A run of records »
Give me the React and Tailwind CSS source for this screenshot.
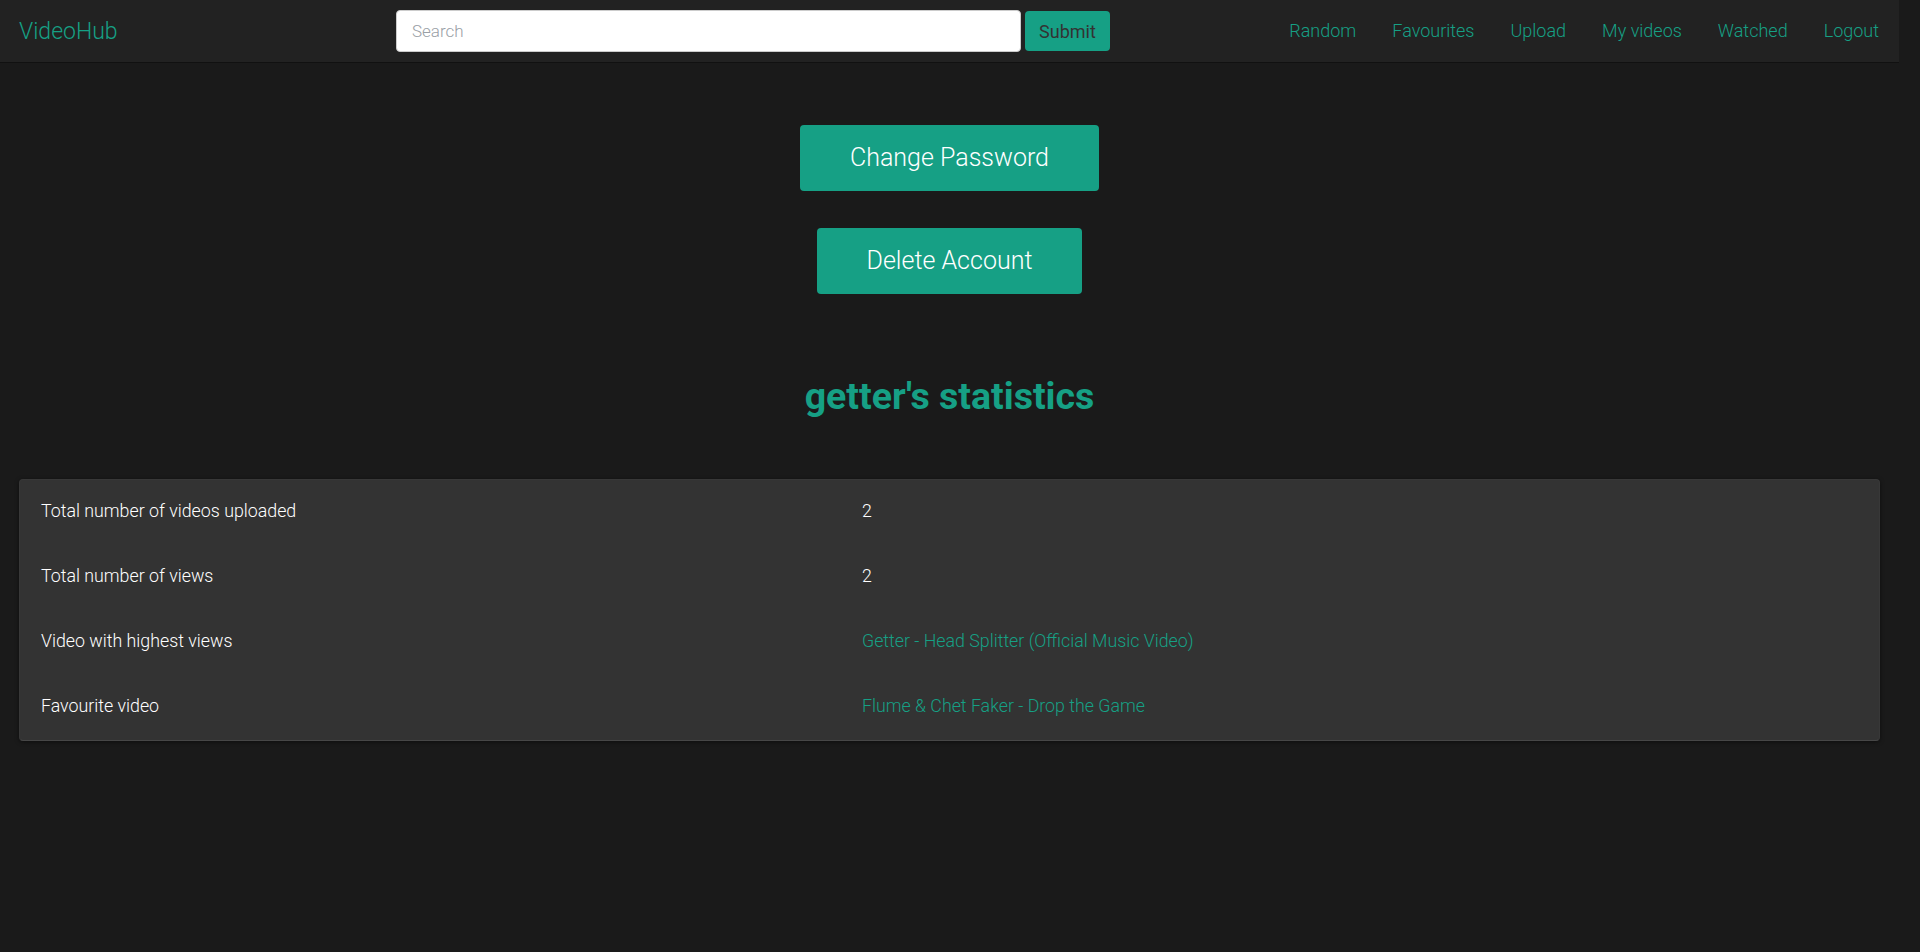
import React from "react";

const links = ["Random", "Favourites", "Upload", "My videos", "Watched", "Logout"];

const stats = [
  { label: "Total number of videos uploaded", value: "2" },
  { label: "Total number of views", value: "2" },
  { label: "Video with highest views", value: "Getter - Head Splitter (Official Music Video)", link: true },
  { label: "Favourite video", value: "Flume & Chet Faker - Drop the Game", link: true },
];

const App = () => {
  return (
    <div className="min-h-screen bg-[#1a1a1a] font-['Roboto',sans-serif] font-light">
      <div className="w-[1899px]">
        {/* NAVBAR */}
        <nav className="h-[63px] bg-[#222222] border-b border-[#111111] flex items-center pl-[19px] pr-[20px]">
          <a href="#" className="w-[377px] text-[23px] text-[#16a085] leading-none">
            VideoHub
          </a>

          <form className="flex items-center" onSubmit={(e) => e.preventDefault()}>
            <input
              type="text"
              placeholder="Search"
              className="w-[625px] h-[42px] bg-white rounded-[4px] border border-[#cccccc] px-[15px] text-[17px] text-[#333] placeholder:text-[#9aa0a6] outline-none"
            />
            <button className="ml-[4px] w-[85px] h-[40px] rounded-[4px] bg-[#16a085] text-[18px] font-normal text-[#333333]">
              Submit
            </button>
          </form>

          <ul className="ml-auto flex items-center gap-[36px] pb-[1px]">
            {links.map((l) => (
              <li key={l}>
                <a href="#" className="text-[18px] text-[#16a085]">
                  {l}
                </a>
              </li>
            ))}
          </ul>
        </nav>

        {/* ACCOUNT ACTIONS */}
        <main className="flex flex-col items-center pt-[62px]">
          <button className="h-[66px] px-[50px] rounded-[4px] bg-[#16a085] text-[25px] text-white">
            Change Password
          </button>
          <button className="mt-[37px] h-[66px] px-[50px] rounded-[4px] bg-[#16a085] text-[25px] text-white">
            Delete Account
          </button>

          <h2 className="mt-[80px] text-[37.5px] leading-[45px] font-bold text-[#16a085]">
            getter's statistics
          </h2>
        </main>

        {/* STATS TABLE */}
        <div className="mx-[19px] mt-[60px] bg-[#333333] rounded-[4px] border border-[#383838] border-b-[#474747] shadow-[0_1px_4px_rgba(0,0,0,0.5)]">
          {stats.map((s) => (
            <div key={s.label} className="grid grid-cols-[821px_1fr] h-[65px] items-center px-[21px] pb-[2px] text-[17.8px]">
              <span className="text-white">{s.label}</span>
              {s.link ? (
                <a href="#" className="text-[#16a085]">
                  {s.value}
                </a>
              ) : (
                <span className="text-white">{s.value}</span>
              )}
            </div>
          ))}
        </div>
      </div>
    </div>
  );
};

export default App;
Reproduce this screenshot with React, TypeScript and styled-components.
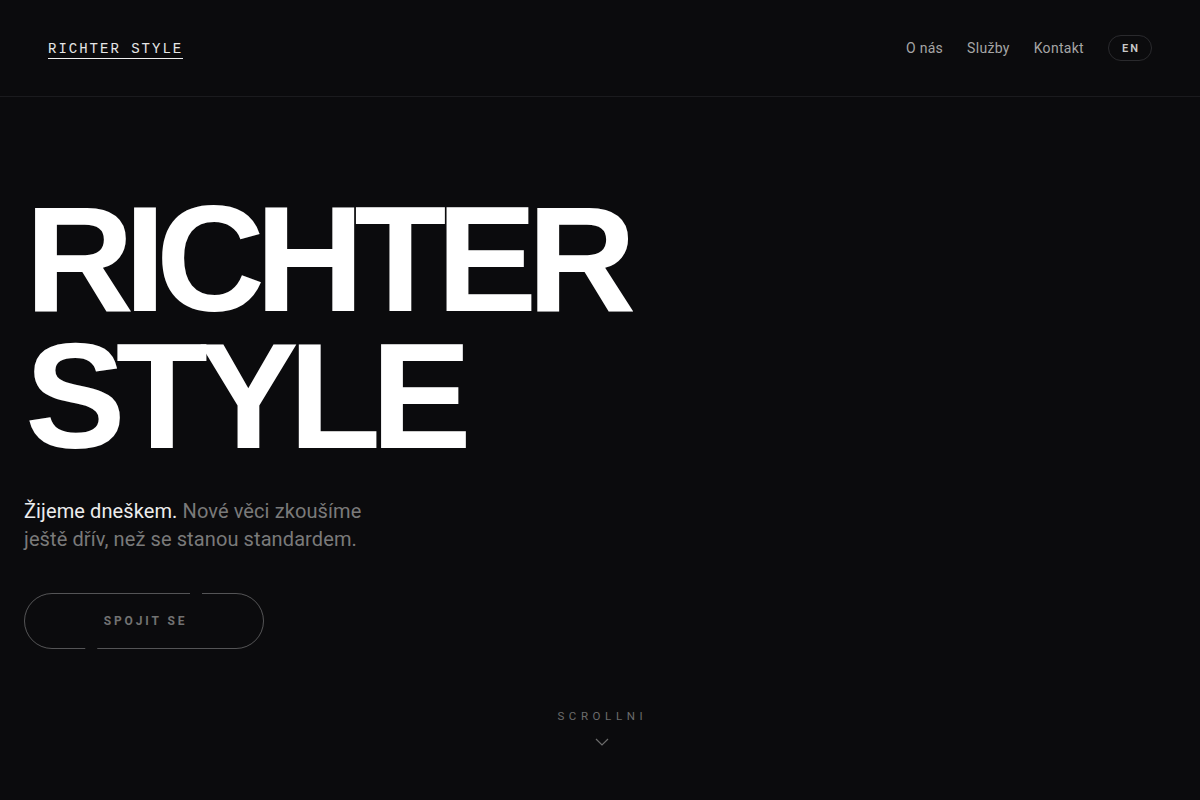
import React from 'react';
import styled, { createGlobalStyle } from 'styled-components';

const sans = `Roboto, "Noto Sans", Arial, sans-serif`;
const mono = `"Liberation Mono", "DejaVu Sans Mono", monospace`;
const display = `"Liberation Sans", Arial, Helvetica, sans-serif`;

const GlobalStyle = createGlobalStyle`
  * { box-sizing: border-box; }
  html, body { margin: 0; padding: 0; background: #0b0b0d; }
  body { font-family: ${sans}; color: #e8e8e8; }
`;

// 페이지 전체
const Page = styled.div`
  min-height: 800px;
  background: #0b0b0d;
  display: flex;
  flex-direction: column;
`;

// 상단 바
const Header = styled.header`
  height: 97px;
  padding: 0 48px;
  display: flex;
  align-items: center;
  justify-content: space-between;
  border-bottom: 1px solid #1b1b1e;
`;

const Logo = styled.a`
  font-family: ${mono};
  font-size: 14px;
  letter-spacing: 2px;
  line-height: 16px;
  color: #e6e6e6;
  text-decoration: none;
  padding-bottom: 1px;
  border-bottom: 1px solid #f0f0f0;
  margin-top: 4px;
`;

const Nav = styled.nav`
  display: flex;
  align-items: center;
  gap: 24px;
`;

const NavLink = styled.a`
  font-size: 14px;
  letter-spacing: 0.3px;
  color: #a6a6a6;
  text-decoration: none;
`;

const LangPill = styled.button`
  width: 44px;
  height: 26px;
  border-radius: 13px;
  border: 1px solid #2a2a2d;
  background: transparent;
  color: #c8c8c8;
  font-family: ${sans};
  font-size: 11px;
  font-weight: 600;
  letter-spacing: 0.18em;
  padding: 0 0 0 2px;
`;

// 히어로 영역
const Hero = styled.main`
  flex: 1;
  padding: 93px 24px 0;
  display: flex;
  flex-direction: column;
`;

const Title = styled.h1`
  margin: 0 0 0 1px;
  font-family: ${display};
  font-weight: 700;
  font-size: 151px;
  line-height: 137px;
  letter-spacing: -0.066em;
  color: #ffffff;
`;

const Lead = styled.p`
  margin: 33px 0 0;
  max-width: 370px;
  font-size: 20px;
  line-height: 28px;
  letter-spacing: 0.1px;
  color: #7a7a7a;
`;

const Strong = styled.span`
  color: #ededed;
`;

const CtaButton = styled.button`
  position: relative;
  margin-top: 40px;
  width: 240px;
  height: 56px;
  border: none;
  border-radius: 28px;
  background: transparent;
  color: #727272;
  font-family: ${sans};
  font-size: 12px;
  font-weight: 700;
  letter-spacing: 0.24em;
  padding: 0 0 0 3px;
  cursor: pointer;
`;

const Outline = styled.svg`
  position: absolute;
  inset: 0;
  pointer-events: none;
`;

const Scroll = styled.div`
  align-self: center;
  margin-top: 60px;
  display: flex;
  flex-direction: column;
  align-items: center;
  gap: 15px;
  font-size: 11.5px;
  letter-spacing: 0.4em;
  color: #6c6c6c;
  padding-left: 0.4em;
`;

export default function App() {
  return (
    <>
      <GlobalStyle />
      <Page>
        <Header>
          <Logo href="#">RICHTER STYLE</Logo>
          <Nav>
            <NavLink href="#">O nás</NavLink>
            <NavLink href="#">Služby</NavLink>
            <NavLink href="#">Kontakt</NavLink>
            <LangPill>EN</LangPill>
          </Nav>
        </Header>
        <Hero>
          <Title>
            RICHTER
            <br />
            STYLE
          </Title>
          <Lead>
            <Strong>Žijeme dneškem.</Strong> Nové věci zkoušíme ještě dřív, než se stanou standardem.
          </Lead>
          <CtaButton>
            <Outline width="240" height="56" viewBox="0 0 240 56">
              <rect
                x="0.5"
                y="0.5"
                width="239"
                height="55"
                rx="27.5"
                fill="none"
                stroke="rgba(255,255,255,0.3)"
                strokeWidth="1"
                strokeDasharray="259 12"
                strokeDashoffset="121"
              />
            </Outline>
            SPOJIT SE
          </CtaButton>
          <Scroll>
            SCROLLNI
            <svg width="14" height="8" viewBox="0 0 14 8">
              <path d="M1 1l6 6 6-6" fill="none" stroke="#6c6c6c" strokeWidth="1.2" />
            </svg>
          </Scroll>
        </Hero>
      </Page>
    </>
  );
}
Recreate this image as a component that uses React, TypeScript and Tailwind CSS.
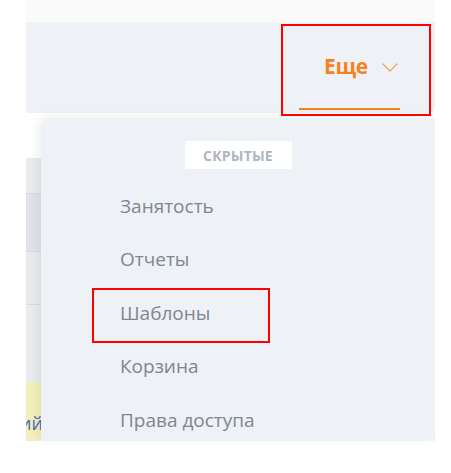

Required work » Make an exact copy of the data, leaving its pictures out.

Written response »
Give me the React and Tailwind CSS source for this screenshot.
import React from "react";

const links = ["Random", "Favourites", "Upload", "My videos", "Watched", "Logout"];

const stats = [
  { label: "Total number of videos uploaded", value: "2" },
  { label: "Total number of views", value: "2" },
  { label: "Video with highest views", value: "Getter - Head Splitter (Official Music Video)", link: true },
  { label: "Favourite video", value: "Flume & Chet Faker - Drop the Game", link: true },
];

const App = () => {
  return (
    <div className="min-h-screen bg-[#1a1a1a] font-['Roboto',sans-serif] font-light">
      <div className="w-[1899px]">
        {/* NAVBAR */}
        <nav className="h-[63px] bg-[#222222] border-b border-[#111111] flex items-center pl-[19px] pr-[20px]">
          <a href="#" className="w-[377px] text-[23px] text-[#16a085] leading-none">
            VideoHub
          </a>

          <form className="flex items-center" onSubmit={(e) => e.preventDefault()}>
            <input
              type="text"
              placeholder="Search"
              className="w-[625px] h-[42px] bg-white rounded-[4px] border border-[#cccccc] px-[15px] text-[17px] text-[#333] placeholder:text-[#9aa0a6] outline-none"
            />
            <button className="ml-[4px] w-[85px] h-[40px] rounded-[4px] bg-[#16a085] text-[18px] font-normal text-[#333333]">
              Submit
            </button>
          </form>

          <ul className="ml-auto flex items-center gap-[36px] pb-[1px]">
            {links.map((l) => (
              <li key={l}>
                <a href="#" className="text-[18px] text-[#16a085]">
                  {l}
                </a>
              </li>
            ))}
          </ul>
        </nav>

        {/* ACCOUNT ACTIONS */}
        <main className="flex flex-col items-center pt-[62px]">
          <button className="h-[66px] px-[50px] rounded-[4px] bg-[#16a085] text-[25px] text-white">
            Change Password
          </button>
          <button className="mt-[37px] h-[66px] px-[50px] rounded-[4px] bg-[#16a085] text-[25px] text-white">
            Delete Account
          </button>

          <h2 className="mt-[80px] text-[37.5px] leading-[45px] font-bold text-[#16a085]">
            getter's statistics
          </h2>
        </main>

        {/* STATS TABLE */}
        <div className="mx-[19px] mt-[60px] bg-[#333333] rounded-[4px] border border-[#383838] border-b-[#474747] shadow-[0_1px_4px_rgba(0,0,0,0.5)]">
          {stats.map((s) => (
            <div key={s.label} className="grid grid-cols-[821px_1fr] h-[65px] items-center px-[21px] pb-[2px] text-[17.8px]">
              <span className="text-white">{s.label}</span>
              {s.link ? (
                <a href="#" className="text-[#16a085]">
                  {s.value}
                </a>
              ) : (
                <span className="text-white">{s.value}</span>
              )}
            </div>
          ))}
        </div>
      </div>
    </div>
  );
};

export default App;
Reproduce this screenshot with React, TypeScript and styled-components.
import React from 'react';
import styled, { createGlobalStyle } from 'styled-components';

const sans = `Roboto, "Noto Sans", Arial, sans-serif`;
const mono = `"Liberation Mono", "DejaVu Sans Mono", monospace`;
const display = `"Liberation Sans", Arial, Helvetica, sans-serif`;

const GlobalStyle = createGlobalStyle`
  * { box-sizing: border-box; }
  html, body { margin: 0; padding: 0; background: #0b0b0d; }
  body { font-family: ${sans}; color: #e8e8e8; }
`;

// 페이지 전체
const Page = styled.div`
  min-height: 800px;
  background: #0b0b0d;
  display: flex;
  flex-direction: column;
`;

// 상단 바
const Header = styled.header`
  height: 97px;
  padding: 0 48px;
  display: flex;
  align-items: center;
  justify-content: space-between;
  border-bottom: 1px solid #1b1b1e;
`;

const Logo = styled.a`
  font-family: ${mono};
  font-size: 14px;
  letter-spacing: 2px;
  line-height: 16px;
  color: #e6e6e6;
  text-decoration: none;
  padding-bottom: 1px;
  border-bottom: 1px solid #f0f0f0;
  margin-top: 4px;
`;

const Nav = styled.nav`
  display: flex;
  align-items: center;
  gap: 24px;
`;

const NavLink = styled.a`
  font-size: 14px;
  letter-spacing: 0.3px;
  color: #a6a6a6;
  text-decoration: none;
`;

const LangPill = styled.button`
  width: 44px;
  height: 26px;
  border-radius: 13px;
  border: 1px solid #2a2a2d;
  background: transparent;
  color: #c8c8c8;
  font-family: ${sans};
  font-size: 11px;
  font-weight: 600;
  letter-spacing: 0.18em;
  padding: 0 0 0 2px;
`;

// 히어로 영역
const Hero = styled.main`
  flex: 1;
  padding: 93px 24px 0;
  display: flex;
  flex-direction: column;
`;

const Title = styled.h1`
  margin: 0 0 0 1px;
  font-family: ${display};
  font-weight: 700;
  font-size: 151px;
  line-height: 137px;
  letter-spacing: -0.066em;
  color: #ffffff;
`;

const Lead = styled.p`
  margin: 33px 0 0;
  max-width: 370px;
  font-size: 20px;
  line-height: 28px;
  letter-spacing: 0.1px;
  color: #7a7a7a;
`;

const Strong = styled.span`
  color: #ededed;
`;

const CtaButton = styled.button`
  position: relative;
  margin-top: 40px;
  width: 240px;
  height: 56px;
  border: none;
  border-radius: 28px;
  background: transparent;
  color: #727272;
  font-family: ${sans};
  font-size: 12px;
  font-weight: 700;
  letter-spacing: 0.24em;
  padding: 0 0 0 3px;
  cursor: pointer;
`;

const Outline = styled.svg`
  position: absolute;
  inset: 0;
  pointer-events: none;
`;

const Scroll = styled.div`
  align-self: center;
  margin-top: 60px;
  display: flex;
  flex-direction: column;
  align-items: center;
  gap: 15px;
  font-size: 11.5px;
  letter-spacing: 0.4em;
  color: #6c6c6c;
  padding-left: 0.4em;
`;

export default function App() {
  return (
    <>
      <GlobalStyle />
      <Page>
        <Header>
          <Logo href="#">RICHTER STYLE</Logo>
          <Nav>
            <NavLink href="#">O nás</NavLink>
            <NavLink href="#">Služby</NavLink>
            <NavLink href="#">Kontakt</NavLink>
            <LangPill>EN</LangPill>
          </Nav>
        </Header>
        <Hero>
          <Title>
            RICHTER
            <br />
            STYLE
          </Title>
          <Lead>
            <Strong>Žijeme dneškem.</Strong> Nové věci zkoušíme ještě dřív, než se stanou standardem.
          </Lead>
          <CtaButton>
            <Outline width="240" height="56" viewBox="0 0 240 56">
              <rect
                x="0.5"
                y="0.5"
                width="239"
                height="55"
                rx="27.5"
                fill="none"
                stroke="rgba(255,255,255,0.3)"
                strokeWidth="1"
                strokeDasharray="259 12"
                strokeDashoffset="121"
              />
            </Outline>
            SPOJIT SE
          </CtaButton>
          <Scroll>
            SCROLLNI
            <svg width="14" height="8" viewBox="0 0 14 8">
              <path d="M1 1l6 6 6-6" fill="none" stroke="#6c6c6c" strokeWidth="1.2" />
            </svg>
          </Scroll>
        </Hero>
      </Page>
    </>
  );
}
Recreate this image as a component that uses React, TypeScript and Tailwind CSS.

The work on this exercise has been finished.